The International Monetary Fund (IMF) has issued a stark warning: nearly 40% of global employment could be disrupted by the rise of artificial intelligence (AI). This emerging trend has the potential to exacerbate inequality, IMF chief Kristalina Georgieva stated in a recent blog post.

Ahead of the annual World Economic Forum (WEF) meeting in Davos, Switzerland, Georgieva emphasized the need for governments to establish social safety nets and offer retraining programs. This response aims to mitigate AI’s impact on the workforce and prevent further social tensions.

While AI is expected to enhance productivity in certain sectors, it also poses a threat to jobs, especially in advanced economies. Georgieva notes that in these regions, up to 60% of jobs could be impacted, with half potentially benefiting from AI’s productivity boost and the other half at risk due to AI performing key human tasks.

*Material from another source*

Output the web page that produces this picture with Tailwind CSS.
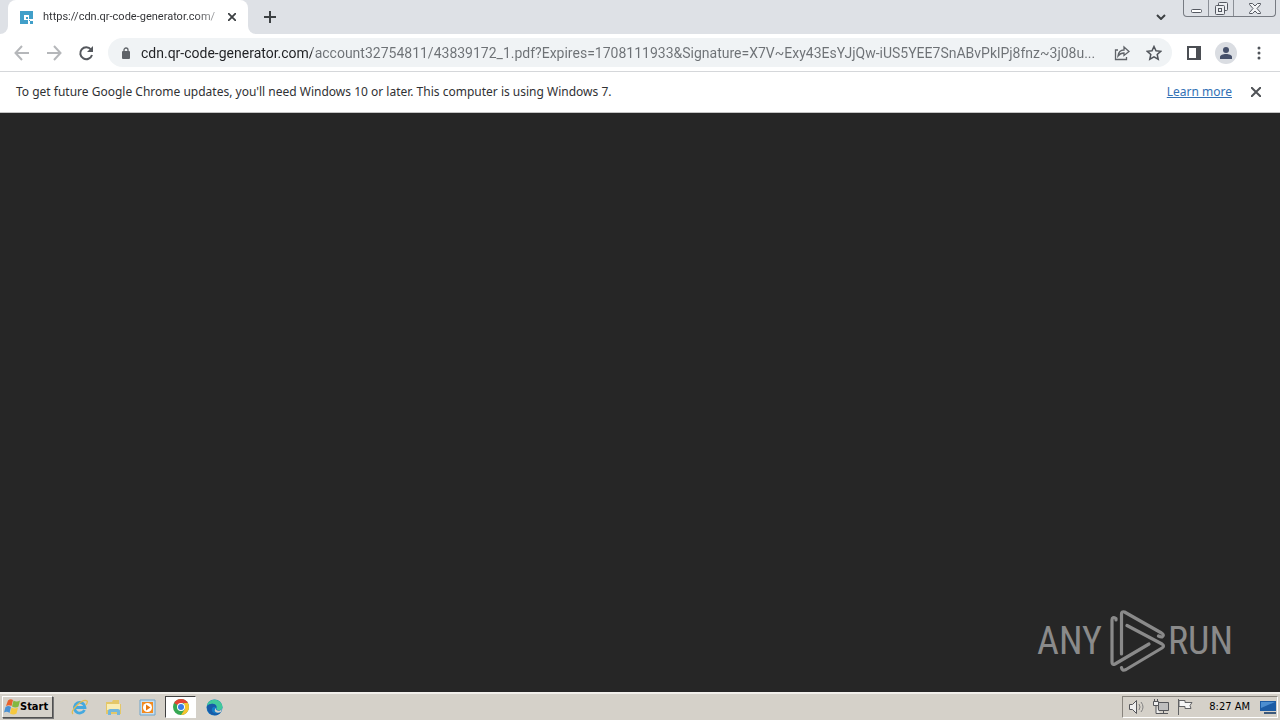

In emerging markets and low-income nations, 40% and 26% of jobs are expected to be affected, respectively. The lack of infrastructure and skilled workforces in these areas heightens the risk of worsening inequality due to AI.

The use of AI could lead to social unrest, particularly if younger, less experienced workers leverage the technology to enhance their output while senior workers struggle to adapt.

Despite the risks, AI adoption could increase labor productivity and boost global GDP by 7% annually over a decade, as estimated by Goldman Sachs economists. Georgieva sees AI as a transformative force for the global economy, but stresses the need to ensure it benefits humanity.